6回の講習の最終日には各自持ち寄りのサパーパーティがありました。顔馴染みになったクラスメイトたちと互いに健闘を誓い、「Good luck !!」 と幸運を祈り合いながら解散しました。
3. 受講者たち
この産前教室を、ほとんどの場合、カップルで受講しますが、それは夫が出産の大切な脇役だからです。夫婦の両方が正しい知識を身につけ、出産に望みます。
そして夫は妻の陣痛が始まると仕事を休み、時として冷静さを失いがちな妻を助け、励ましながら子供が産まれるまでの長い時間を共に乗り越えます。
これはもう単に“立ち合う”という範囲を越えたもので、出産を共にする仲間(labour companion) と呼ばれています。私もいくつかの出産体験談を雑誌で読みましたが、いずれも話の中に出てくるのは I ではなくWeでした。
4. マタニティードレス
さてそのころ季節は秋。足元の冷えと、迫り出してきたお腹のために、マタニティードレスを探しに行こうとしましたが、ここにはありませんでした。
聞くと、大きな都市の輸入品を扱っている店にでも行かないとないだろうとのこと。ふつう妊婦は大きいサイズの服を着て過ごすそうです。

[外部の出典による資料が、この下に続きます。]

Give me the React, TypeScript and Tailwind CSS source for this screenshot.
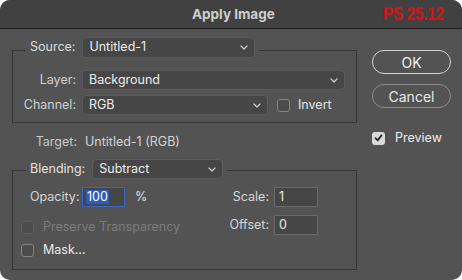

そういわれて見廻してみると、全般的に体格のいいNZ人には妊娠8ヵ月の私より大きいお腹の人は珍しくなく、いくらでも着られる服がありました。
5. 上記以外の準備
私の経過は順調でした。8ヵ月の時に担当のGP(一般開業医)が『子供が小さすぎないか』と心配した以外は、本当に何の不調も問題もなく経過しました。勿論5ヵ月になった頃から夫の勧めで始めた安産と胎児の健康のためのお灸を毎日のように続けており、これの効果だったと思います。
仕事のない水曜日と週末には裏山のハイキングコースを歩いたり、夫婦で始めた社交ダンスのレッスンにも週2回通いました。臨月にはいる直前まで、ダンスパーティーにも参加し楽しく快適な妊娠期間でした。
また、子供への最初のプレゼントにと思い、ベビー服、くつ下、帽子などの編物にも精を出しました。このくつ下をはく小さい足、この袖口から出てくる小さい手を想うと早くこの子に会いたい‥‥と、指おり数えて予定日を待ちました。
6. 私達の出産計画
私達の出産計画はこうでした。
・仕事(夫のはり灸院の受付)は体調がよければ、できるだけ続ける。
・陣痛が始まっても、なるたけ長く自宅で過ごす。
・分娩に際して痛み止めの処置ははりとお灸。それから担当助産婦JO(ジョー)のすすめるホットバスを試みる。
・自然分娩をめざす。
・出産後、子供のへその緒は父親が切る。
予定日の2週間前には分娩担当医を受診することになっています。そこで助産婦も交えて自分たちがどんな出産を考えているかを話します。またガイドブックにはその内容を文書にして事前に提出しておくのもよいと書かれていました。